All these programs have grown under HB 1. Here’s what we know so far.
As of Monday, Step Up for Students has awarded more than 455,000 scholarships.
If a student is awarded a scholarship, that means they’ve applied for a scholarship and Step Up for Students has determined that they qualify.
Here is the breakdown by program:
Tax credit + Educational Options Scholarships: 353,524 awarded
Unique Abilities: 83,941 awarded
In addition, 18,688 students have been awarded Personalized Education Program (PEP) scholarships. These flexible scholarships can be used for education-related expenses of the family’s choice. Students in this program do not enroll in full-time public or private school.
Not all students who are awarded a scholarship actually use it. That brings us to the next key set of numbers: students who have enrolled.
The scholarships are growing by historic proportions
This year, so far, enrollment in the two largest scholarship programs looks like this:
Tax Credit: 126,028 (up from about 97,000 last year)
Educational Options: 130,599 (up from about 83,000)
These 256,627 students have been awarded scholarships and enrolled in a private school of their choice.
HB 1 expanded these students’ options for using their scholarships. If they have money left over after paying their school’s tuition, they can use those funds to pay for tutoring, supplemental curriculum, online courses, public school services, and other qualifying expenses.
Keen readers will note the gap between the 353,524 students awarded tax credit and Educational Options scholarships and the number who actually use their scholarships to enroll in private schools.
This gap, which currently stands at more than 96,000 students, will be an important number to watch in the coming years.
There are multiple reasons a student might be awarded a scholarship but choose not to use it. Their parents might have decided a local public school or traditional home education program was a better fit. They might have come off the waiting list for a charter school or a district choice program over the summer.
But many of these students likely received a scholarship but then discovered that the private school they were hoping to attend did not have any more room, or otherwise could not find an option that met their needs.
In other words, the number of students who were awarded a scholarship but did not enroll ought to serve as a beacon to private schools, education entrepreneurs, and groups interested in working as choice navigators: Florida families want more education options and more help finding them.
More flexible options: Unique Abilities and Personalized Education Programs
A total of 102,629 students have been awarded PEP and Unique Abilities scholarships, which they can use to pay for private school tuition, tutoring services, curriculum, and other education-related expenses.
Because students who use PEP or Unique Abilities scholarships do not have to enroll full-time in a participating school, the number of students awarded scholarships under these programs and the number who ultimately use them tend to track much more closely.
Combining the students awarded scholarships in these two programs with the total enrolled in private schools using tax credit and Educational Options scholarships brings a total of 359,256 students participating in the state’s main scholarship programs this school year.

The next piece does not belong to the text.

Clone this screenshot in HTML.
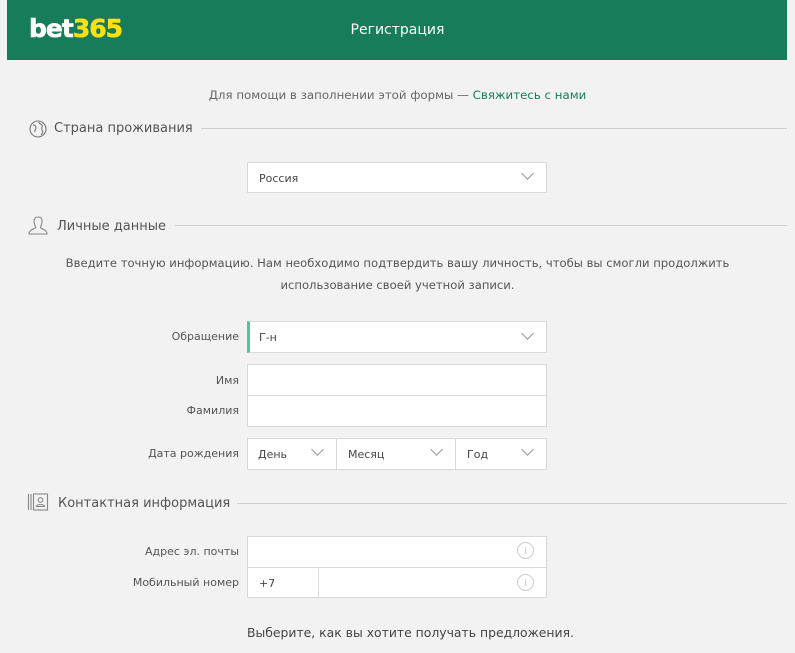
<!DOCTYPE html>
<html><head><meta charset="utf-8"><style>
*{margin:0;padding:0;box-sizing:border-box}
body{width:795px;height:653px;background:#f2f2f2;font-family:"DejaVu Sans","Liberation Sans",sans-serif;color:#545454;position:relative;overflow:hidden}
.a{position:absolute}
.hdr{left:7px;top:0;width:780px;height:60px;background:#167c5a}
.logo{left:29px;top:14px;font-family:"DejaVu Sans",sans-serif;font-weight:bold;font-size:25px;letter-spacing:-1px;color:#fff;-webkit-text-stroke:0.6px #fff}
.logo span{color:#ffe00b;-webkit-text-stroke:0.6px #ffe00b}
.title{left:0;width:795px;top:22px;text-align:center;color:#fff;font-size:14px}
.sec{font-size:13px;color:#545454}
.line{height:1px;background:#cfcfcf}
.box{background:#fff;border:1px solid #d9d9d9}
.lbl{font-size:11px;color:#545454;text-align:right;width:200px}
.t{font-size:11px;color:#444}
.chev{width:9px;height:9px;border-right:1px solid #999;border-bottom:1px solid #999;transform:rotate(45deg)}
.info{width:17px;height:17px;border:1px solid #ccc;border-radius:50%;color:#ccc;font-family:"Liberation Serif",serif;font-style:italic;font-size:12px;text-align:center;line-height:15px}
</style></head><body>
<div class="a hdr"></div>
<div class="a logo">bet<span>365</span></div>
<div class="a title">Регистрация</div>
<div class="a" style="left:0;width:795px;top:88px;text-align:center;font-size:11.8px;color:#666">Для помощи в заполнении этой формы — <span style="color:#167c5a">Свяжитесь с нами</span></div>

<svg class="a" style="left:29px;top:120px" width="18" height="18" viewBox="0 0 18 18" fill="none" stroke="#777" stroke-width="1.1"><circle cx="9" cy="9" r="8"/><path d="M4 5c2 0 3 1 3 3s-2 2-1 4M10 2c0 2 2 2 3 3s-1 3 0 5 1 3-1 5"/></svg>
<div class="a sec" style="left:54px;top:121px">Страна проживания</div>
<div class="a line" style="left:201px;top:128px;width:586px"></div>
<div class="a box" style="left:247px;top:162px;width:300px;height:31px"></div>
<div class="a t" style="left:259px;top:172px">Россия</div>
<div class="a chev" style="left:523px;top:169px"></div>

<svg class="a" style="left:28px;top:216px" width="20" height="19" viewBox="0 0 20 19" fill="none" stroke="#888" stroke-width="1.1"><path d="M10 1c-3 0-4 2-4 4.5S7.5 10 7.5 11.5 1 13 1 18h18c0-5-6.5-5-6.5-6.5S14 9 14 5.5 13 1 10 1z"/></svg>
<div class="a sec" style="left:57px;top:219px">Личные данные</div>
<div class="a line" style="left:175px;top:225px;width:612px"></div>
<div class="a" style="left:0;width:795px;top:252px;text-align:center;font-size:11.6px;line-height:22px;color:#555">Введите точную информацию. Нам необходимо подтвердить вашу личность, чтобы вы смогли продолжить<br>использование своей учетной записи.</div>

<div class="a lbl" style="left:39px;top:330px">Обращение</div>
<div class="a box" style="left:247px;top:321px;width:300px;height:32px;border-left:3px solid #55c39b"></div>
<div class="a t" style="left:259px;top:331px">Г-н</div>
<div class="a chev" style="left:523px;top:329px"></div>

<div class="a lbl" style="left:39px;top:374px">Имя</div>
<div class="a lbl" style="left:39px;top:404px">Фамилия</div>
<div class="a box" style="left:247px;top:364px;width:300px;height:63px"></div>
<div class="a line" style="left:248px;top:395px;width:298px;background:#d9d9d9"></div>

<div class="a lbl" style="left:39px;top:447px">Дата рождения</div>
<div class="a box" style="left:247px;top:438px;width:300px;height:32px"></div>
<div class="a line" style="left:336px;top:439px;width:1px;height:30px;background:#d9d9d9"></div>
<div class="a line" style="left:455px;top:439px;width:1px;height:30px;background:#d9d9d9"></div>
<div class="a t" style="left:258px;top:448px">День</div>
<div class="a t" style="left:348px;top:448px">Месяц</div>
<div class="a t" style="left:467px;top:448px">Год</div>
<div class="a chev" style="left:313px;top:445px"></div>
<div class="a chev" style="left:432px;top:445px"></div>
<div class="a chev" style="left:523px;top:445px"></div>

<svg class="a" style="left:27px;top:493px" width="22" height="18" viewBox="0 0 22 18" fill="none" stroke="#888" stroke-width="1.1"><path d="M1.5 1v16M4 1v16"/><rect x="6.5" y="1" width="14" height="16"/><circle cx="13.5" cy="7" r="2.3"/><path d="M9.5 13.5c0-2.5 8-2.5 8 0z"/></svg>
<div class="a sec" style="left:58px;top:496px">Контактная информация</div>
<div class="a line" style="left:237px;top:503px;width:550px"></div>

<div class="a lbl" style="left:39px;top:545px">Адрес эл. почты</div>
<div class="a lbl" style="left:39px;top:576px">Мобильный номер</div>
<div class="a box" style="left:247px;top:536px;width:300px;height:62px"></div>
<div class="a line" style="left:248px;top:567px;width:298px;background:#d9d9d9"></div>
<div class="a line" style="left:318px;top:568px;width:1px;height:29px;background:#d9d9d9"></div>
<div class="a t" style="left:259px;top:577px">+7</div>
<div class="a info" style="left:517px;top:542px">i</div>
<div class="a info" style="left:517px;top:574px">i</div>

<div class="a" style="left:247px;top:625px;font-size:12.4px;color:#444">Выберите, как вы хотите получать предложения.</div>
</body></html>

That’s a one-year increase of more than 100,000 students.
These numbers may shift slightly during the course of the school year, but they clearly show history-making growth in the number of students using school choice scholarships.

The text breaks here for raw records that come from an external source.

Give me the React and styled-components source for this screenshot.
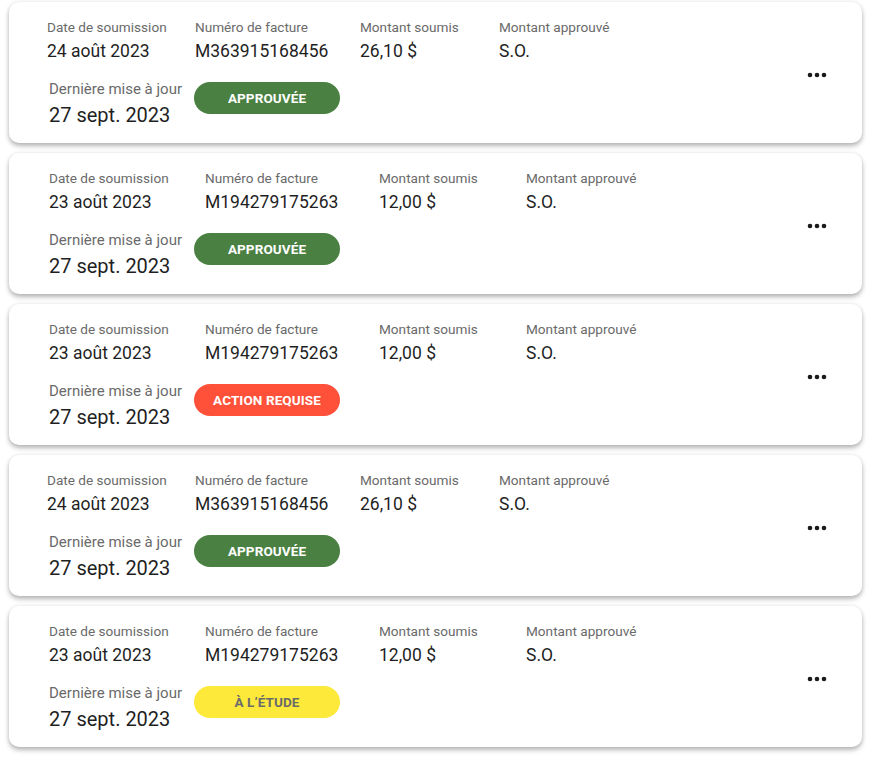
import React from "react";
import styled, { createGlobalStyle } from "styled-components";

const GlobalStyle = createGlobalStyle`
  * { box-sizing: border-box; }
  html, body { margin: 0; padding: 0; background: #ffffff; }
  body { font-family: Roboto, "Liberation Sans", Arial, sans-serif; }
`;

const Page = styled.div`
  display: flex;
  flex-direction: column;
  gap: 10px;
  padding: 2px 8px 10px 9px;
  width: 870px;
`;

const Card = styled.div`
  display: flex;
  align-items: center;
  background: #fff;
  border-radius: 10px;
  box-shadow: 0 3px 5px rgba(0, 0, 0, 0.28), 0 0 4px rgba(0, 0, 0, 0.08);
  padding: 17px 35px 16px 40px;
`;

const Content = styled.div`
  flex: 1;
  display: flex;
  flex-direction: column;
  gap: 18px;
`;

const TopRow = styled.div`
  display: grid;
  grid-template-columns: ${(p) => p.$cols};
  margin-left: ${(p) => p.$shift}px;
`;

const Field = styled.div`
  display: flex;
  flex-direction: column;
  gap: 6px;
`;

const Label = styled.span`
  font-size: 13.6px;
  line-height: 16px;
  color: #6a6a6a;
  white-space: nowrap;
`;

const Value = styled.span`
  font-size: 17.5px;
  line-height: 21px;
  color: #1f1f1f;
  white-space: nowrap;
`;

const BottomRow = styled.div`
  display: flex;
  align-items: flex-start;
`;

const Updated = styled.div`
  width: 145px;
  display: flex;
  flex-direction: column;
  gap: 5px;
`;

const UpdatedLabel = styled.span`
  font-size: 15px;
  line-height: 18px;
  color: #6a6a6a;
  white-space: nowrap;
`;

const UpdatedValue = styled.span`
  font-size: 20px;
  line-height: 24px;
  color: #1f1f1f;
  white-space: nowrap;
`;

const badgeColors = {
  approved: { bg: "#4a8142", fg: "#ffffff" },
  action: { bg: "#ff513a", fg: "#ffffff" },
  review: { bg: "#fde93a", fg: "#6b6b6b" },
};

const Badge = styled.span`
  width: 146px;
  height: 32px;
  margin-top: 2px;
  border-radius: 16px;
  display: flex;
  align-items: center;
  justify-content: center;
  background: ${(p) => badgeColors[p.$status].bg};
  color: ${(p) => badgeColors[p.$status].fg};
  font-size: 13.5px;
  font-weight: 700;
  letter-spacing: 0.1px;
  text-transform: uppercase;
`;

const MoreButton = styled.button`
  border: none;
  background: transparent;
  padding: 0;
  margin-top: 4px;
  width: 20px;
  height: 6px;
  display: flex;
  align-items: center;
  justify-content: center;
  cursor: pointer;
  color: #1a1a1a;
`;

const Dots = () => (
  <svg width="20" height="6" viewBox="0 0 20 6" aria-hidden="true">
    <circle cx="3" cy="3" r="2.3" fill="currentColor" />
    <circle cx="10" cy="3" r="2.3" fill="currentColor" />
    <circle cx="17" cy="3" r="2.3" fill="currentColor" />
  </svg>
);

const layouts = {
  a: { cols: "148px 165px 139px 1fr", shift: -2 },
  b: { cols: "156px 174px 147px 1fr", shift: 0 },
};

const claims = [
  { layout: "a", date: "24 août 2023", invoice: "M363915168456", amount: "26,10 $", status: "approved", text: "Approuvée" },
  { layout: "b", date: "23 août 2023", invoice: "M194279175263", amount: "12,00 $", status: "approved", text: "Approuvée" },
  { layout: "b", date: "23 août 2023", invoice: "M194279175263", amount: "12,00 $", status: "action", text: "Action requise" },
  { layout: "a", date: "24 août 2023", invoice: "M363915168456", amount: "26,10 $", status: "approved", text: "Approuvée" },
  { layout: "b", date: "23 août 2023", invoice: "M194279175263", amount: "12,00 $", status: "review", text: "À l’étude" },
];

export default function App() {
  return (
    <>
      <GlobalStyle />
      <Page>
        {claims.map((c, i) => (
          <Card key={i}>
            <Content>
              <TopRow $cols={layouts[c.layout].cols} $shift={layouts[c.layout].shift}>
                <Field>
                  <Label>Date de soumission</Label>
                  <Value>{c.date}</Value>
                </Field>
                <Field>
                  <Label>Numéro de facture</Label>
                  <Value>{c.invoice}</Value>
                </Field>
                <Field>
                  <Label>Montant soumis</Label>
                  <Value>{c.amount}</Value>
                </Field>
                <Field>
                  <Label>Montant approuvé</Label>
                  <Value>S.O.</Value>
                </Field>
              </TopRow>
              <BottomRow>
                <Updated>
                  <UpdatedLabel>Dernière mise à jour</UpdatedLabel>
                  <UpdatedValue>27 sept. 2023</UpdatedValue>
                </Updated>
                <Badge $status={c.status}>{c.text}</Badge>
              </BottomRow>
            </Content>
            <MoreButton aria-label="Plus d’options">
              <Dots />
            </MoreButton>
          </Card>
        ))}
      </Page>
    </>
  );
}
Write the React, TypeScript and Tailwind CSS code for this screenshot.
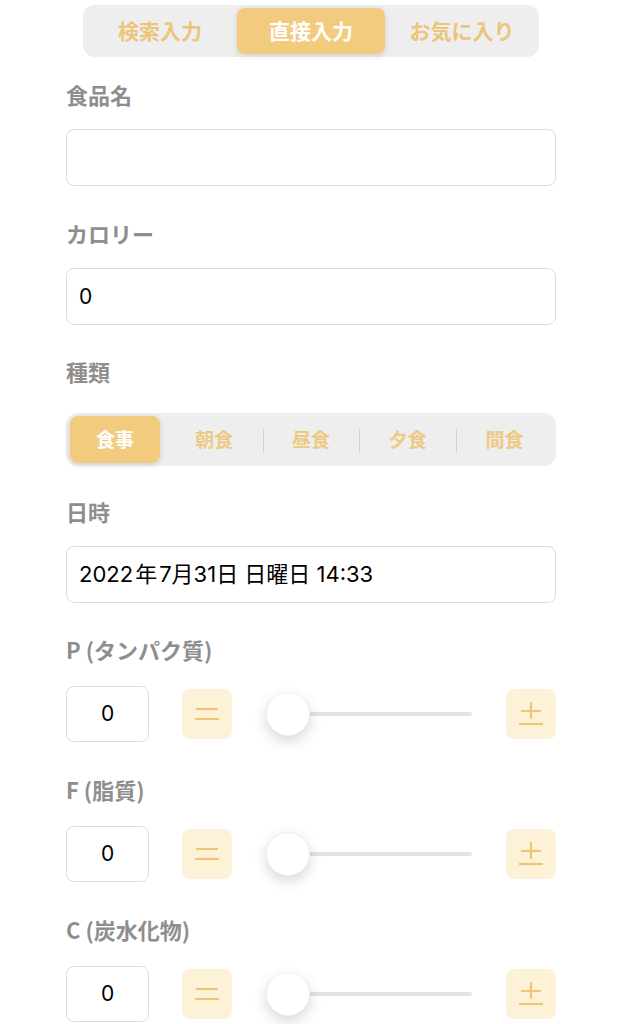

This chart shows the growth in Florida’s education choice scholarship programs since 2012. The McKay Scholarship for students with disabilities was merged into the Unique Abilities scholarship program in 2022.
*2023-24 numbers are still preliminary, and reflect scholarships provided by Step Up For Students only.
There is an ample fiscal cushion in place to absorb this growth
Florida lawmakers budgeted responsibly to absorb the growth in scholarship programs and protect school districts’ financial stability.
The state’s spending plan for 2023-24 assumed 127,188 students would use tax credit scholarships, 134,206 would use educational options scholarships, and 93,357 students would use unique abilities scholarships.
Those forecasts appear to be holding up.
But lawmakers also created another cushion. They set aside $350 million to provide an additional backstop for public school funding. These financial safeguards show it’s possible to support a growing movement of educational options and protect the finances of public schools at the same time.
In addition, since their inception, the scholarships have been structured to avoid any impact on school districts’ local funding. The scholarship students do not get any funds districts receive from the federal government, or any of the special taxes collected in many districts to support public school teacher salaries, school construction and other purposes.
The numbers discussed in this post should be considered preliminary. They will continue to firm up over the course of the school year, and we will continue to provide updates as well as additional details.
Future installments of this series will go deep on key issues including geographic breakdowns, student demographics, and what the numbers tell us about the demand for educational options, as well as some of the smaller scholarship programs not discussed in this post, like the growing program to reimburse families for transportation to public schools of their choice.